I use vanilla Wireguard (the wg command and the wg-quick service). I set up new hosts and update peer configuration using Fabric tasks. It may sound messy, but works fine in practice. For example, to set up Wireguard on a new host:

  • On the new host, I run a Fabric task which generates a key pair and spits out the public key. The private key never leaves the server.
  • I paste the public key in a peer configuration template.
  • On every host that must be able to contact the new host, I run another Fabric task which updates the peer configuration from the template (wg syncconf).

One thing to watch out is any services that bind to the Wireguard network interface. I had to make sure on reboot they start after wg-quick.

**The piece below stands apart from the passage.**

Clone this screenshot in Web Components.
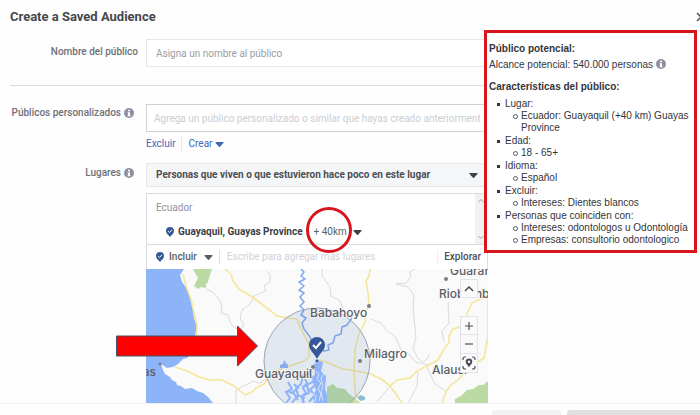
<!DOCTYPE html>
<html lang="es">
<head>
<meta charset="utf-8">
<meta name="viewport" content="width=device-width, initial-scale=1">
<title>Create a Saved Audience</title>
<style>
  body {
    margin: 0;
    background: #fefefe;
    color: #4b4f56;
    font-family: Roboto, "Liberation Sans", sans-serif;
    font-size: 10px;
    line-height: 14px;
  }
</style>
</head>
<body>
<audience-dialog></audience-dialog>

<script>
class InfoIcon extends HTMLElement {
  connectedCallback() {
    this.attachShadow({ mode: 'open' });
    this.shadowRoot.innerHTML = `
      <style>
        :host { display: inline-flex; vertical-align: middle; }
      </style>
      <svg width="10" height="10" viewBox="0 0 10 10" aria-hidden="true">
        <circle cx="5" cy="5" r="5" fill="#8d90a0"/>
        <path d="M4 1.700h2v1.600H4zM3.600 4.200H6v3h.6v1H3.500v-1h.6v-2h-.5z" fill="#fff"/>
      </svg>
    `;
  }
}
customElements.define('info-icon', InfoIcon);

class CaretIcon extends HTMLElement {
  connectedCallback() {
    this.attachShadow({ mode: 'open' });
    this.shadowRoot.innerHTML = `
      <style>
        :host { display: inline-flex; pointer-events: none; }
      </style>
      <svg width="9" height="5" viewBox="0 0 9 5" aria-hidden="true">
        <path d="M1 0h7q1 .2.4 1L5 4.700q-.5.5-1 0L.6 1Q0 .2 1 0z" fill="currentColor"/>
      </svg>
    `;
  }
}
customElements.define('caret-icon', CaretIcon);

class CheckPin extends HTMLElement {
  connectedCallback() {
    this.attachShadow({ mode: 'open' });
    this.shadowRoot.innerHTML = `
      <style>
        :host { display: inline-flex; }
      </style>
      <svg width="8" height="10" viewBox="0 0 8 10" aria-hidden="true">
        <path d="M4 0a4 4 0 0 1 4 4c0 2.500-2.500 4-4 6C2.500 8 0 6.500 0 4a4 4 0 0 1 4-4z" fill="#365899"/>
        <path d="M2.200 4.200l1.300 1.300 2.400-2.600" fill="none" stroke="#fff" stroke-width="1"/>
      </svg>
    `;
  }
}
customElements.define('check-pin', CheckPin);

class FormRow extends HTMLElement {
  connectedCallback() {
    this.attachShadow({ mode: 'open' });
    this.shadowRoot.innerHTML = `
      <style>
        :host {
          display: grid;
          grid-template-columns: 128px minmax(0, 1fr);
          column-gap: 8px;
          align-items: start;
        }
        .label {
          display: flex;
          justify-content: flex-end;
          align-items: center;
          gap: 3px;
          padding-top: var(--label-top, 2px);
          padding-right: var(--label-right, 4px);
          font-weight: 500;
          color: #6d7078;
        }
      </style>
      <div class="label"><slot name="label"></slot></div>
      <div><slot></slot></div>
    `;
  }
}
customElements.define('form-row', FormRow);

class PlaceMap extends HTMLElement {
  connectedCallback() {
    this.attachShadow({ mode: 'open' });
    this.shadowRoot.innerHTML = `
      <style>
        :host { display: block; position: relative; height: 134px; }
        .map { display: block; width: 100%; height: 100%; }
        .map text {
          font: 500 12px Inter, "Liberation Sans", sans-serif;
          fill: #5c5f66;
        }
        .halo {
          stroke: #fafafa;
          stroke-width: 2px;
          stroke-opacity: .6;
          paint-order: stroke;
        }
        .controls {
          position: absolute;
          top: 10px;
          right: 10px;
          display: flex;
          flex-direction: column;
        }
        button {
          display: flex;
          align-items: center;
          justify-content: center;
          width: 18px;
          height: 19px;
          padding: 0;
          border: 1px solid #e0e3e9;
          background: #fafafb;
          color: #4b4f56;
        }
        .up { margin-bottom: 18px; }
        .out { border-top: 0; }
        .arrow { position: absolute; top: 56px; left: -31px; }
      </style>
      <svg class="map" viewBox="146 269 342 134" preserveAspectRatio="xMinYMin slice" role="img" aria-label="Mapa de Guayaquil">
        <rect x="146" y="269" width="700" height="300" fill="#fafafa"/>
        <path d="M146 269H184L180 275 182 282 185 286 189 294 191 302 193 310 194 318 197 326 196 332 194 339 193 348 190 355 187 358 183 359 178 364 173 367 167 368 161 364 163 370 165 374 170 377 172 380 176 382 177 385 181 386 185 389 192 388 197 391 203 393 208 397 213 403H146z" fill="#8db4f9"/>
        <path d="M193 269h19l-2 6-2 7-2 2v4l-5-1-3 2-4-3 2-4 2-4-3-5z" fill="#b9dba3"/>
        <path d="M327 387l6-3 4 4 8 1 4 5 6 4 5 5h-33zM455 399l6-3 6-6 6-1 6-4 4 0 5-4v22h-33z" fill="#b9dba3"/>

        <g fill="none" stroke="#d8dadd" stroke-width="1">
          <path d="M206 289L213 292 219 299 222 306 221 313 228 315 231 324 238 330 244 326 240 318 242 310 251 303 254 296 266 291 264 286 270 282 270 274 266 271"/>
          <path d="M236 404v-14l10-5 7-4 7 2 7-5M322 269l0 7 8 11 1 9 8 4 6 12 12 7M371 319l10 4 6 8 8 5 6 14 7 3 7 9 14 3"/>
          <path d="M396 284l10-1 5-7-1-4 5-3M396 284l12 3 6 8-1 11 1 12 2 19-3 12 4 7M416 357l7 5 4-3 2-5M448 302l1 21-7 8 2 11M427 367l8 17 12 8M390 386l-13 16M418 372l-1 14-9 17"/>
        </g>

        <g fill="none" stroke="#f5e69a" stroke-width="1.600" stroke-linejoin="round">
          <path d="M183 274L186 286 191 299 194 313 197 326 196 338"/>
          <path d="M225 269l6 5 2 7 7 9 11 6 12 9 14 11 10 2 10 1 5 12 7 13 0 13-5 4-17 6"/>
          <path d="M175 367l12 4 12 6 11 3h12l12 6 11 9 7-3 4-4 8-4 6-8 17-11"/>
          <path d="M370 269l-1 7-3 5 2 12 1 12-3 7-1 10-6 12-4 15-1 23 2 31"/>
          <path d="M320 360l11 4 12 5 14 2 14 3 10 5 9 7 6 8 6 9M390 386l7-6 13-2 7-7 8-4 13-7 6-11 5-6 0-7 4-7 10-3 4-12 5-11 16-8"/>
          <path d="M488 291v45l-4 22-16 10-8 10-10 8-4 6-4 11"/>
        </g>

        <g fill="none" stroke="#7fa8ee" stroke-width="1.500" stroke-linejoin="round">
          <path d="M301 269l3 3-3 4 4 3-6 3 5 4-5 4 5 3-4 4 4 5-4 4 4 4-3 5 5 3-4 5 2 6 6 8 3 9"/>
          <path d="M352 318l-5 7-5 2-1 7-6 2-2 7-5 2 1 5-5 1-4-5"/>
        </g>
        <path d="M280 368v-3l3-1 1-4 2 3 1 2 1-2v5z" fill="#8db4f9"/>

        <circle cx="317" cy="361" r="53" fill="#6c8cbc" fill-opacity=".17" stroke="#9ca4b4" stroke-width="1"/>

        <path d="M314 364l5-4 4 3-2 8 5 5-1 13 2 6v8h-13l-1-7 3-6-3-7 2-9z" fill="#8db4f9"/>
        <path d="M312 369l-4 5-5 2-2 8-5 4 2 7-6 8M310 373l4 8-7 4 2 8-7 3 2 7M294 384l4 4-6 5-4-2M288 382l4 7-6 3 4 6-4 5M302 387l6-2M297 395l8 3M315 385l-5 5 5 5-6 7M305 379l2 4-4 5 3 5-4 3 1 7M293 392l5 8M316 375l-4 4" fill="none" stroke="#8db4f9" stroke-width="2"/>
        <path d="M316 371l3 3-2 5 4 4-3 6 3 5-2 7M323 368l1 6-3 4 2 8-2 6 2 9M312 393l4 3-1 6" fill="none" stroke="#dce6f7" stroke-width="1"/>
        <path d="M357 397l4-2 4 2 0 3-5 1z" fill="#8fbcd4"/>

        <g fill="#7c7e82">
          <circle cx="369" cy="306" r="2"/>
          <circle cx="360" cy="361" r="2"/>
          <circle cx="446" cy="279" r="2"/>
          <circle cx="313" cy="367" r="2"/>
          <circle cx="160" cy="364" r="1.500"/>
        </g>

        <text x="156" y="376" text-anchor="end">as</text>
        <g class="halo">
          <text x="255" y="378">Guayaquil</text>
          <text x="310" y="317">Babahoyo</text>
          <text x="364" y="358">Milagro</text>
          <text x="450" y="275">Guaranda</text>
          <text x="439" y="298">Riobamba</text>
          <text x="432" y="374">Alausí</text>
        </g>

        <path d="M317 337a8 8 0 0 1 8 8c0 5-5 8-8 14-3-6-8-9-8-14a8 8 0 0 1 8-8z" fill="#365899"/>
        <path d="M313 345l3 3 5-6" fill="none" stroke="#fff" stroke-width="2"/>
        <circle cx="317" cy="361" r="2" fill="#365899" stroke="#fff" stroke-width=".6"/>
      </svg>
      <div class="controls">
        <button class="up" aria-label="Contraer">
          <svg width="10" height="6" viewBox="0 0 10 6"><path d="M1 5l4-4 4 4" fill="none" stroke="currentColor" stroke-width="1.500"/></svg>
        </button>
        <button aria-label="Acercar">
          <svg width="10" height="10" viewBox="0 0 10 10"><path d="M5 1v8M1 5h8" stroke="currentColor" stroke-width="1.200"/></svg>
        </button>
        <button class="out" aria-label="Alejar">
          <svg width="10" height="10" viewBox="0 0 10 10"><path d="M1 5h8" stroke="currentColor" stroke-width="1.200"/></svg>
        </button>
        <button class="out" aria-label="Marcar ubicación">
          <svg width="14" height="14" viewBox="0 0 14 14" fill="none" stroke="currentColor">
            <path d="M1 4V3q0-2 2-2h1M10 1h1q2 0 2 2v1M13 10v1q0 2-2 2h-1M4 13H3q-2 0-2-2v-1" stroke-width="1.200"/>
            <path d="M7 2.500a3.300 3.300 0 0 1 3.300 3.300C10.300 8 8 9 7 11.500 6 9 3.700 8 3.700 5.800A3.300 3.300 0 0 1 7 2.500z" fill="currentColor" stroke="none"/>
            <circle cx="7" cy="5.800" r="1.200" fill="#fff" stroke="none"/>
          </svg>
        </button>
      </div>
      <svg class="arrow" width="144" height="42" viewBox="0 0 144 42" aria-hidden="true">
        <path d="M1.500 11h121V1l20 20-20 20V31H1.500z" fill="#fe0000" stroke="#44546a" stroke-width="1"/>
      </svg>
    `;
  }
}
customElements.define('place-map', PlaceMap);

class PlacePicker extends HTMLElement {
  connectedCallback() {
    this.attachShadow({ mode: 'open' });
    this.shadowRoot.innerHTML = `
      <style>
        :host { display: block; border: 1px solid #d9dce2; border-bottom: 0; background: #fff; }
        .selected {
          display: grid;
          grid-template-columns: minmax(0, 1fr) 12px;
          height: 50px;
          border-bottom: 1px solid #d9dce2;
        }
        .country { padding: 7px 9px 0; color: #8f939b; }
        .place {
          display: flex;
          align-items: center;
          gap: 4px;
          padding: 10px 0 0 19px;
          font-weight: 700;
          color: #3c4047;
        }
        .scroll {
          display: flex;
          flex-direction: column;
          justify-content: space-between;
          padding: 4px 2px;
          background: #f1f1f2;
        }
        .search { display: flex; align-items: center; height: 24px; padding: 0 6px 0 9px; }
        button, input {
          font: inherit;
          color: inherit;
          background: none;
          border: 0;
          padding: 0;
          margin: 0;
        }
        button { display: flex; align-items: center; }
        .radius { position: relative; gap: 6px; margin-left: 7px; font-weight: 400; color: #5a5e66; }
        .ring {
          position: absolute;
          left: -8px;
          top: -18px;
          width: 40px;
          height: 40px;
          border: 3px solid #d8141c;
          border-radius: 50%;
        }
        .radius caret-icon { color: #3c4047; }
        .mode { gap: 5px; font-weight: 500; color: #5a5e66; }
        .mode caret-icon { margin-left: 2px; }
        input {
          flex: 1;
          min-width: 0;
          margin-left: 6px;
          padding: 0 7px;
          border-left: 1px solid #dddfe2;
          border-right: 1px solid #eceef0;
        }
        input::placeholder { color: #d0d2d6; opacity: 1; }
        .browse { margin-left: 6px; font-weight: 500; color: #4b4f56; }
      </style>
      <div class="selected">
        <div>
          <div class="country">Ecuador</div>
          <div class="place">
            <check-pin></check-pin>
            <span>Guayaquil, Guayas Province</span>
            <button class="radius"><span>+ 40km</span><caret-icon></caret-icon><i class="ring"></i></button>
          </div>
        </div>
        <div class="scroll">
          <svg width="8" height="5" viewBox="0 0 8 5"><path d="M1.500 4L4 1.500 6.500 4" fill="none" stroke="#9a9da2"/></svg>
          <svg width="8" height="5" viewBox="0 0 8 5"><path d="M1.500 1L4 3.500 6.500 1" fill="none" stroke="#9a9da2"/></svg>
        </div>
      </div>
      <div class="search">
        <button class="mode"><check-pin></check-pin>Incluir<caret-icon></caret-icon></button>
        <input type="text" aria-label="Agregar lugares" placeholder="Escribe para agregar más lugares">
        <button class="browse">Explorar</button>
      </div>
    `;
  }
}
customElements.define('place-picker', PlacePicker);

class AudienceSummary extends HTMLElement {
  connectedCallback() {
    this.attachShadow({ mode: 'open' });
    this.shadowRoot.innerHTML = `
      <style>
        :host {
          display: block;
          box-sizing: border-box;
          padding: 9px 2px 3px;
          border: 3px solid #d8141c;
          background: #fff;
          font-family: "Liberation Sans", Arial, sans-serif;
          color: #33353a;
        }
        h2 { margin: 0; font-size: 10px; line-height: 14px; font-weight: 700; }
        p { margin: 2px 0 8px; }
        info-icon { margin-top: -2px; }
        ul { margin: 0; padding: 0; line-height: 12px; list-style: none; }
        .groups { margin-top: 4px; }
        .groups > li { margin-bottom: 1px; }
        li { position: relative; padding-left: 16px; }
        li::before {
          content: "";
          position: absolute;
          top: 5px;
          left: 8px;
          width: 3px;
          height: 3px;
          background: currentColor;
        }
        li li::before {
          top: 4px;
          border: 1px solid #5a5c61;
          border-radius: 50%;
          background: none;
        }
      </style>
      <h2>Público potencial:</h2>
      <p>Alcance potencial: 540.000 personas <info-icon></info-icon></p>
      <h2>Características del público:</h2>
      <ul class="groups">
        <li>Lugar:<ul><li>Ecuador: Guayaquil (+40 km) Guayas Province</li></ul></li>
        <li>Edad:<ul><li>18 - 65+</li></ul></li>
        <li>Idioma:<ul><li>Español</li></ul></li>
        <li>Excluir:<ul><li>Intereses: Dientes blancos</li></ul></li>
        <li>Personas que coinciden con:
          <ul><li>Intereses: odontologos u Odontología</li><li>Empresas: consultorio odontologico</li></ul>
        </li>
      </ul>
    `;
  }
}
customElements.define('audience-summary', AudienceSummary);

class AudienceDialog extends HTMLElement {
  connectedCallback() {
    this.attachShadow({ mode: 'open' });
    this.shadowRoot.innerHTML = `
      <style>
        :host { display: block; height: 100vh; overflow: hidden; }
        header {
          display: flex;
          justify-content: space-between;
          align-items: center;
          height: 30px;
          padding: 4px 0 0 10px;
          box-sizing: border-box;
        }
        h1 { margin: 0; font-size: 13px; line-height: 16px; font-weight: 700; color: #45484d; }
        .close { display: flex; padding: 0; border: 0; background: none; margin-right: -6px; }
        main {
          display: grid;
          grid-template-columns: minmax(0, 1fr) 209px;
          align-items: start;
          padding: 0 3px 0 10px;
        }
        form { padding-top: 9px; }
        audience-summary { position: relative; margin-left: -4px; }
        hr { height: 1px; margin: 18px 0; border: 0; background: #dcdddf; }
        input, select {
          display: block;
          box-sizing: border-box;
          width: 100%;
          font: inherit;
          border: 1px solid #e6e7ea;
          border-radius: 0;
          background: #fff;
          color: #4b4f56;
        }
        input { height: 28px; padding: 0 9px; }
        input::placeholder { color: #9a9da3; opacity: 1; }
        #custom { padding: 0 7px; border-color: #cfd2d6; }
        #custom::placeholder { color: #cbcdd1; }
        .name { --label-top: 6px; --label-right: 0; }
        .places { --label-top: 3px; margin-top: 9px; }
        .links { display: flex; align-items: center; height: 20px; padding-top: 2px; }
        .links a { color: #4267b2; text-decoration: none; }
        .links a + a {
          display: flex;
          align-items: center;
          gap: 3px;
          margin-left: 5px;
          padding-left: 7px;
          border-left: 1px solid #e3e4e7;
        }
        .select { display: grid; align-items: center; margin-bottom: 6px; }
        .select > * { grid-area: 1 / 1; }
        select {
          appearance: none;
          height: 24px;
          padding: 0 24px 0 9px;
          background: #f5f6f7;
          font-weight: 700;
        }
        .select caret-icon { justify-self: end; margin-right: 10px; color: #3c4047; }
        footer {
          display: flex;
          justify-content: flex-end;
          gap: 6px;
          padding-top: 6px;
          border-top: 1px solid #f0f0f1;
        }
        footer button { width: 69px; height: 24px; border: 0; border-radius: 3px; background: #f1f1f1; }
        footer .save { width: 133px; background: #e0e0e0; border-radius: 3px 0 0 3px; }
      </style>
      <header>
        <h1>Create a Saved Audience</h1>
        <button class="close" aria-label="Cerrar">
          <svg width="10" height="10" viewBox="0 0 10 10"><path d="M1 1l8 8M9 1L1 9" stroke="#4b4f56" stroke-width="1.500"/></svg>
        </button>
      </header>
      <main>
        <form>
          <form-row class="name">
            <label slot="label" for="name">Nombre del público</label>
            <input id="name" type="text" placeholder="Asigna un nombre al público">
          </form-row>
          <hr>
          <form-row>
            <label slot="label" for="custom">Públicos personalizados</label>
            <info-icon slot="label"></info-icon>
            <input id="custom" type="text" placeholder="Agrega un público personalizado o similar que hayas creado anteriormente">
            <div class="links"><a href="#excluir">Excluir</a><a href="#crear">Crear<caret-icon></caret-icon></a></div>
          </form-row>
          <form-row class="places">
            <label slot="label" for="people">Lugares</label>
            <info-icon slot="label"></info-icon>
            <div class="select">
              <select id="people">
                <option>Personas que viven o que estuvieron hace poco en este lugar</option>
              </select>
              <caret-icon></caret-icon>
            </div>
            <place-picker></place-picker>
            <place-map></place-map>
          </form-row>
        </form>
        <audience-summary></audience-summary>
      </main>
      <footer>
        <button aria-label="Cancelar"></button>
        <button class="save" aria-label="Crear público"></button>
      </footer>
    `;
  }
}
customElements.define('audience-dialog', AudienceDialog);
</script>
</body>
</html>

Q: I am curious how sites like this handle scheduled tasks that have to run at high frequencies? Cron on one machine? Celery beat?

Healthchecks runs a loop of

10 send any due notifications
20 SLEEP 2
30 GOTO 10

The actual loop is of course a little more complicated, and is being run concurrently on several machines.

Q: How did you go about implementing the integrations (email, Signal, Discord….)?

Started with just the email integration, and added other integration types over time, one by one. A few were contributed as GitHub PRs.

The Signal one took by far the most effort to get going. But, for ideological reasons, I really wanted to have it 🙂 Unlike most other services, Signal doesn’t have public HTTP API for sending messages. Instead you have to run your own local Signal client and send messages through it. Healthchecks is using signal-cli.

Q: What volume of data are you storing in PostgreSQL? Any reason not to use a hosted PostgreSQL provider?

Around 200 write tx/s as a baseline. Spikes to 2000 write tx/s at the start of every minute, and 4000 write tx/s every 10 minutes.

Not using a hosted PostgreSQL provider for several reasons:

  • Cost
  • Schrems II
  • From what I remember, both Google Cloud SQL and AWS RDS used to have mandatory maintenance windows. The fail-over was not instant, so there was some unavoidable downtime every month. This was a while ago – maybe it is different now.

Q: Is the decision not to use Patroni for HA PostgreSQL in this case, so that you don’t add more complexity?

Yes. Plus, from reading database outage postmortems, I was not comfortable making the “do we fail-over now?” decision automatic. Think about the brownouts, where the primary is still up, but slow. Or it experiences intermittent packet loss.

I’ve automated the mechanics of the fail-over, but it still must be initiated manually.

Q: I’m getting the impression, the bus factor at Healthchecks.io seems to be 1. If I’d run a one man show type of business, I’d love to have some kind of plan B in case I’d be incapacitated for more than half a day.

Yes, the bus factor is 1, and it’s bugging me too. I think any realistic plan B involves expanding the team.

Q: How much does it all cost?

I don’t have a precise number, but somewhere in the €800/mo region.

Q: How do you think open-sourcing the self-hosted version of your product impacted your sales? Positively, negatively?

I can’t say definitely, but my gut feeling is positively.

What if another operator takes the source code, and starts a competing commercial service? I’ve seen very few (I think 1 or 2) instances of somebody attempting a commercial product based on Healthchecks open-source code. I think that’s because it’s just a lot of work to run the service professionally, and then even more work to find users and get people to pay for it.

What if a potential customer decides to self-host instead? I do see a good amount of enthusiasts and companies self-hosting their private Healthchecks instance. I’m fine with that. For one thing, the self-hosting users are all potential future clients of the hosted service. They are already familiar and happy with the product, I just need to sell the “as a service” part.